Tradeoffs and Failure Modes

Correlated failures. If all K agents use the same base model and prompt, they often fail identically. Diversity requires higher sampling temperature (which degrades quality per sample), explicit diversity prompting ("approach this differently than before"), or different model checkpoints. None of these is free.

Context cost compounding. Each sequential attempt adds experience context. After 5 attempts, the experience summary consumes 3,000–5,000 tokens per model call. On a 100-step trajectory, that's 15% or more of per-step token cost. Context management is part of the algorithm, not an afterthought.

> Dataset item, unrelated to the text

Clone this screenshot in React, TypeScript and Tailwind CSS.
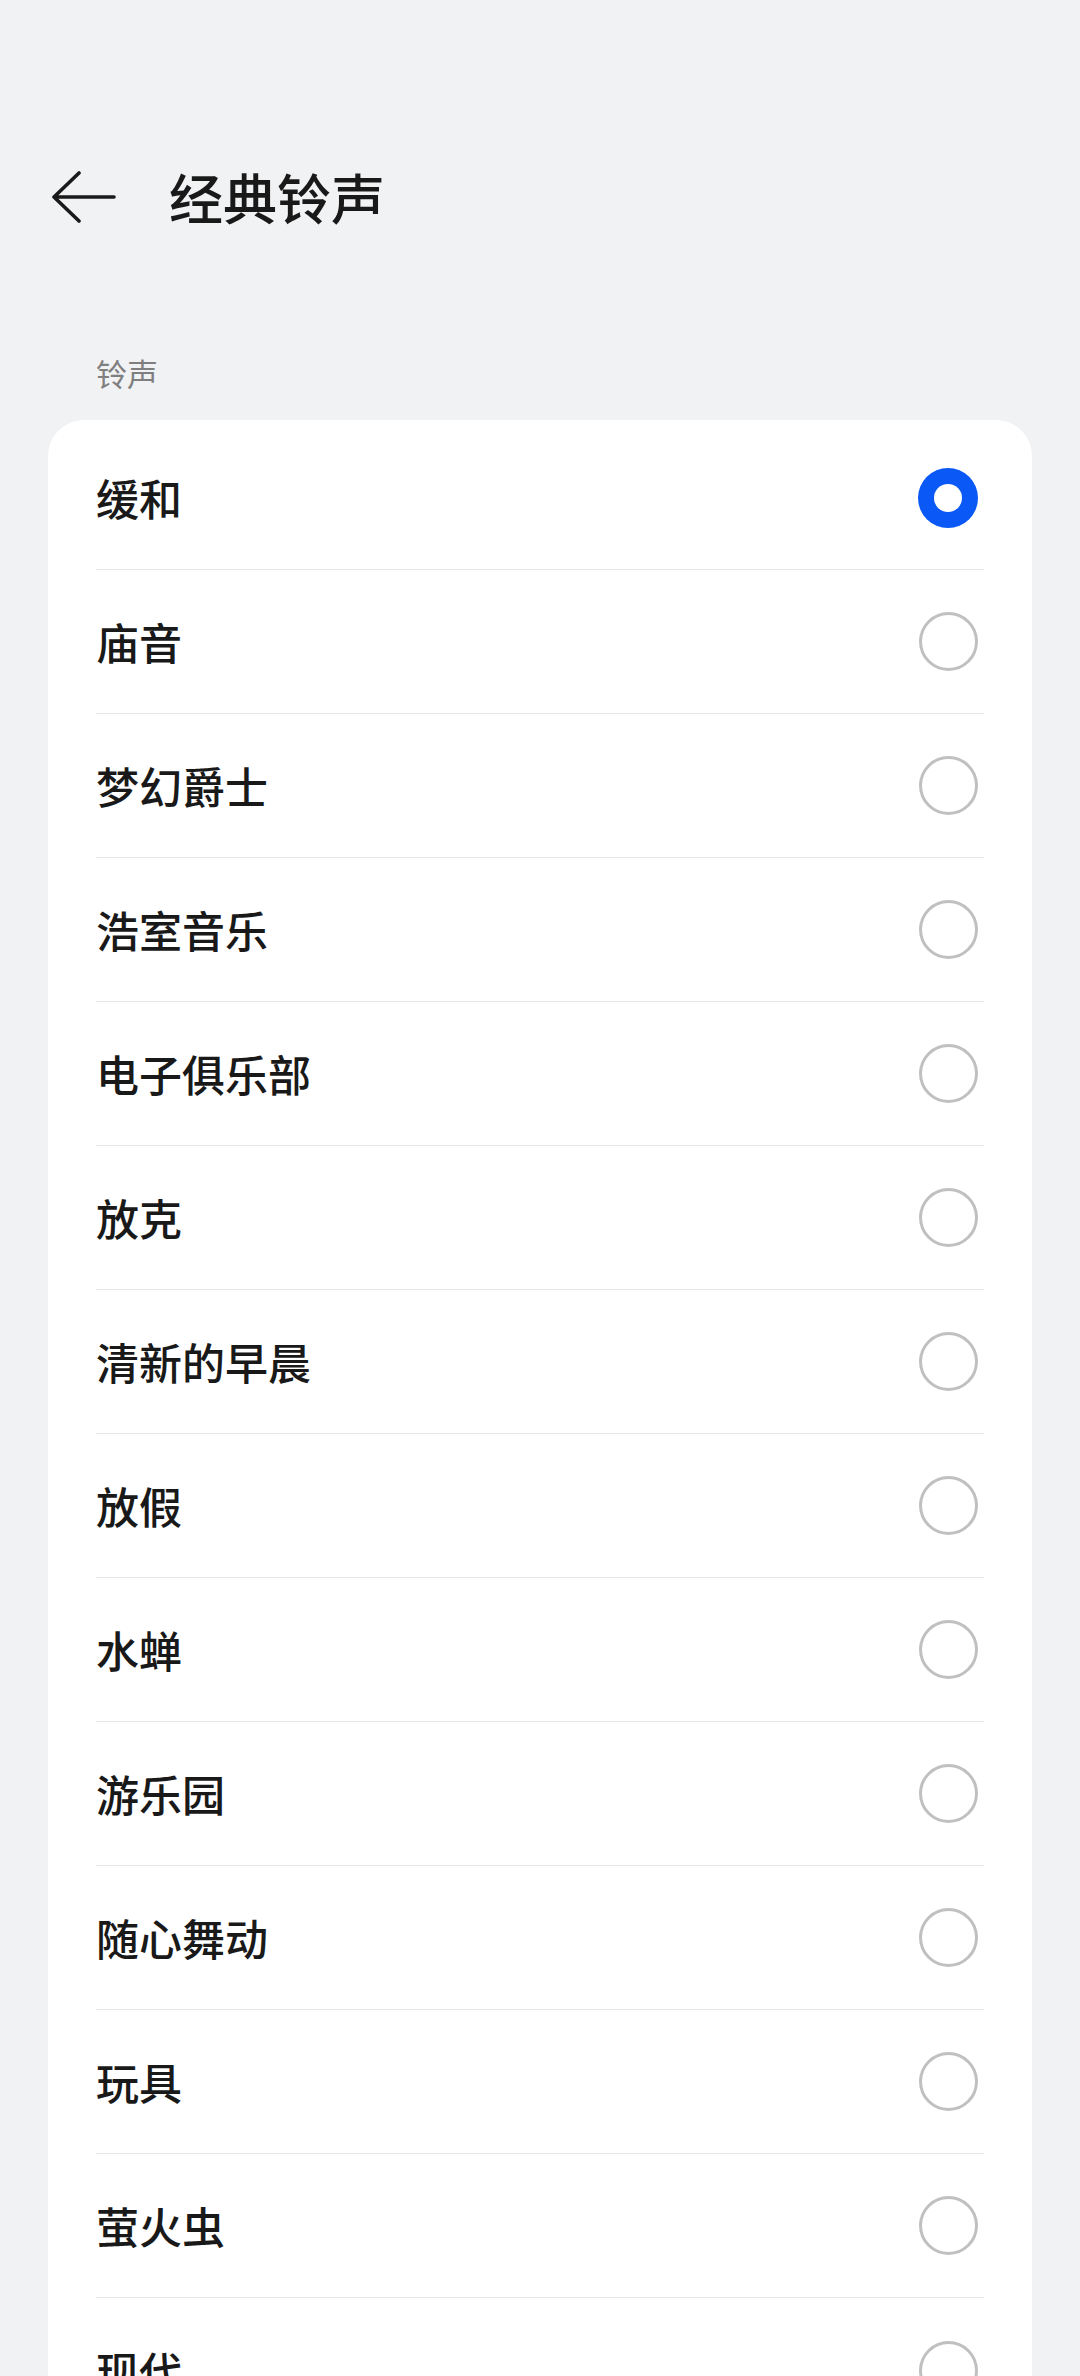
import React from "react";

const ringtones = [
  "缓和",
  "庙音",
  "梦幻爵士",
  "浩室音乐",
  "电子俱乐部",
  "放克",
  "清新的早晨",
  "放假",
  "水蝉",
  "游乐园",
  "随心舞动",
  "玩具",
  "萤火虫",
  "现代",
];

const Radio = ({ checked }: { checked: boolean }) =>
  checked ? (
    <div className="w-[60px] h-[60px] rounded-full bg-[#0a59f7] flex items-center justify-center">
      <div className="w-[28px] h-[28px] rounded-full bg-white" />
    </div>
  ) : (
    <div className="w-[59px] h-[59px] rounded-full border-[3.5px] border-[#c0c0c0]" />
  );

export default function App() {
  const selected = 0;
  return (
    <div
      className="w-[1080px] h-[2376px] overflow-hidden bg-[#f1f2f4] pt-[141px]"
      style={{ fontFamily: '"Noto Sans CJK SC", "Noto Sans", sans-serif' }}
    >
      {/* Header */}
      <div className="h-[112px] flex items-center">
        <button className="ml-[52px] w-[64px] h-[52px] flex items-center">
          <svg width="64" height="52" viewBox="0 0 64 52" fill="none">
            <path
              d="M27 2 L2 26 L27 50 M2 26 H62"
              stroke="#1a1a1a"
              strokeWidth="3.6"
              strokeLinecap="round"
              strokeLinejoin="round"
            />
          </svg>
        </button>
        <h1 className="ml-[53px] text-[54px] leading-none font-medium text-[#191919]">
          经典铃声
        </h1>
      </div>

      {/* Section label */}
      <div className="pt-[99px] pb-[26px] pl-[96px] text-[31px] leading-[42px] text-[#7f7f7f]">
        铃声
      </div>

      {/* List */}
      <div className="mx-[48px] bg-white rounded-[36px] pt-[6px]">
        {ringtones.map((name, i) => (
          <div key={name} className="px-[48px]">
            <div
              className={`h-[144px] flex items-center justify-between ${
                i < ringtones.length - 1 ? "border-b border-[#e6e6e6]" : ""
              }`}
            >
              <span className="text-[43px] leading-none font-medium text-[#191919]">
                {name}
              </span>
              <div className="w-[60px] flex items-center justify-center mr-[6px]">
                <Radio checked={i === selected} />
              </div>
            </div>
          </div>
        ))}
      </div>
    </div>
  );
}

Sandboxing infrastructure. Branched search requires filesystem snapshots. Docker snapshot overhead is measurable — both in wall-clock time and storage. For most tasks, the overhead is acceptable. For short tasks (< 10 steps), snapshot overhead can dominate the actual agent execution time.

Reward hacking at scale. More search pressure = more opportunities to find trajectories that game the verifier. This grows nonlinearly with the number of attempts. Run a secondary holdout evaluation on high-search-effort solutions before deploying them.

Practitioner's Lens

If you're shipping a coding agent today, sequential retry with experience context is the lowest-hanging fruit — summarize what failed and why, inject that into the next attempt, and you get measurable improvement with minimal infrastructure. Running three attempts sequentially almost always beats three attempts in parallel for the same total token budget, because experience transfer is free and correlated parallel failures are expensive. Match compute to task criticality: one attempt for a one-line fix, five attempts for a critical security patch. Before investing in test-time scaling infrastructure at all, measure your verifier quality — if your test suite covers less than 60% of the codebase, fix the tests first. And if you're building the trajectory-stitching infrastructure, design your agent sandbox for snapshots from day one; retrofitting this into an existing ephemeral-container setup is painful.